Par ailleurs, en application des dispositions de l'article L.1234-1 du code du travail il est dû à [F] [I] une indemnité compensatrice du préavis qu'il n'a pu exécuter du fait de son employeur, égale à un mois de salaire brut, soit 1738 euros, ainsi qu'une indemnité compensatrice de congés payés sur préavis de 173,80 euros, que [U] [K] doit payer, dans la limite pour cette dernière du montant de 173 euros mentionnée par le salarié dans ses écritures. Le jugement entrepris sera donc également confirmé de ces chefs.

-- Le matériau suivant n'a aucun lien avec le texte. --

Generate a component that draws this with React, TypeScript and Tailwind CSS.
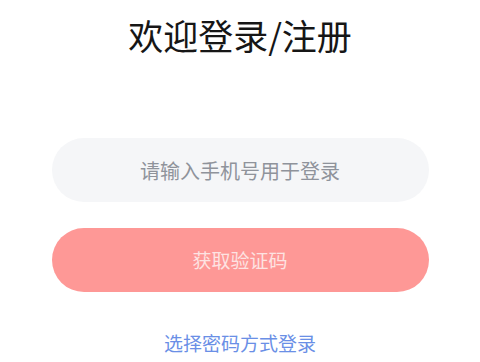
export default function App() {
  return (
    <div
      className="flex h-[362px] w-[480px] flex-col items-center bg-white"
      style={{ fontFamily: '"Noto Sans CJK SC", "Noto Sans", sans-serif' }}
    >
      <h1 className="mt-[11px] text-[35px] leading-[47px] text-[#161616]">欢迎登录/注册</h1>

      <input
        type="tel"
        placeholder="请输入手机号用于登录"
        className="mt-[80px] h-[64px] w-[377px] rounded-full bg-[#f5f6f8] text-center text-[20px] text-gray-800 outline-none placeholder:text-[#8f939b]"
      />

      <button
        type="button"
        className="mt-[26px] h-[64px] w-[377px] rounded-full bg-[#fe9896] text-[19px] text-[#fde3e2]"
      >
        获取验证码
      </button>

      <a href="#" className="mt-[38px] text-[19px] leading-[26px] text-[#6a8fe6]">
        选择密码方式登录
      </a>
    </div>
  )
}
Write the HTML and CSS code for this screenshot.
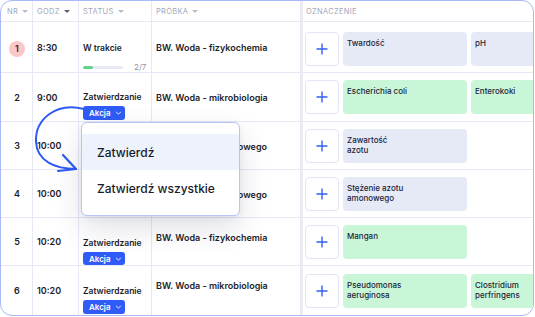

Enfin, [F] [I] est fondé à obtenir, sur le fondement de l'article 1235-3 du code du travail, payement de dommages et intérêts en réparation du préjudice résultant de la rupture du contrat de travail dont le montant sera fixé à une somme égale à un mois de salaire, soit 1738 euros, bruts.



IV. SUR LES FRAIS NON-RÉPÉTIBLES ET LES DÉPENS



[U] [K], qui succombe, ne peut bénéficier des dispositions de l'article 700 du code de procédure civile et devra supporter les entiers dépens de première instance et d'appel.



L'équité justifie l'allocation à [F] [I] d'une indemnité de procédure de 1500 euros.





PAR CES MOTIFS :



La Cour, statuant contradictoirement, par arrêt prononcé par sa mise à disposition au greffe et en dernier ressort,



INFIRME le jugement entrepris en ses dispositions condamnant [U] [K] à payer à [F] [I] une somme de 3476 euros à titre de dommages et intérêts ;



statuant à nouveau de ce chef,



CONDAMNE [U] [K] à payer à [F] [I] le somme de 1738 euros à titre de dommages et intérêts pour rupture sans cause réelle et sérieuse du contrat de travail ;



CONFIRME le jugement entrepris en toutes ses autres dispositions ;



et y ajoutant,



DÉBOUTE [U] [K] de sa demande en payement d'une indemnité de procédure ;



CONDAMNE [U] [K] à payer à [F] [I] une indemnité de procédure de 1500 euros ;



CONDAMNE [U] [K] aux entiers dépens d'appel.



Le présent arrêt a été signé par Benjamin FAURE, conseiller faisant fonction de président et Chloé ORRIERE, greffier.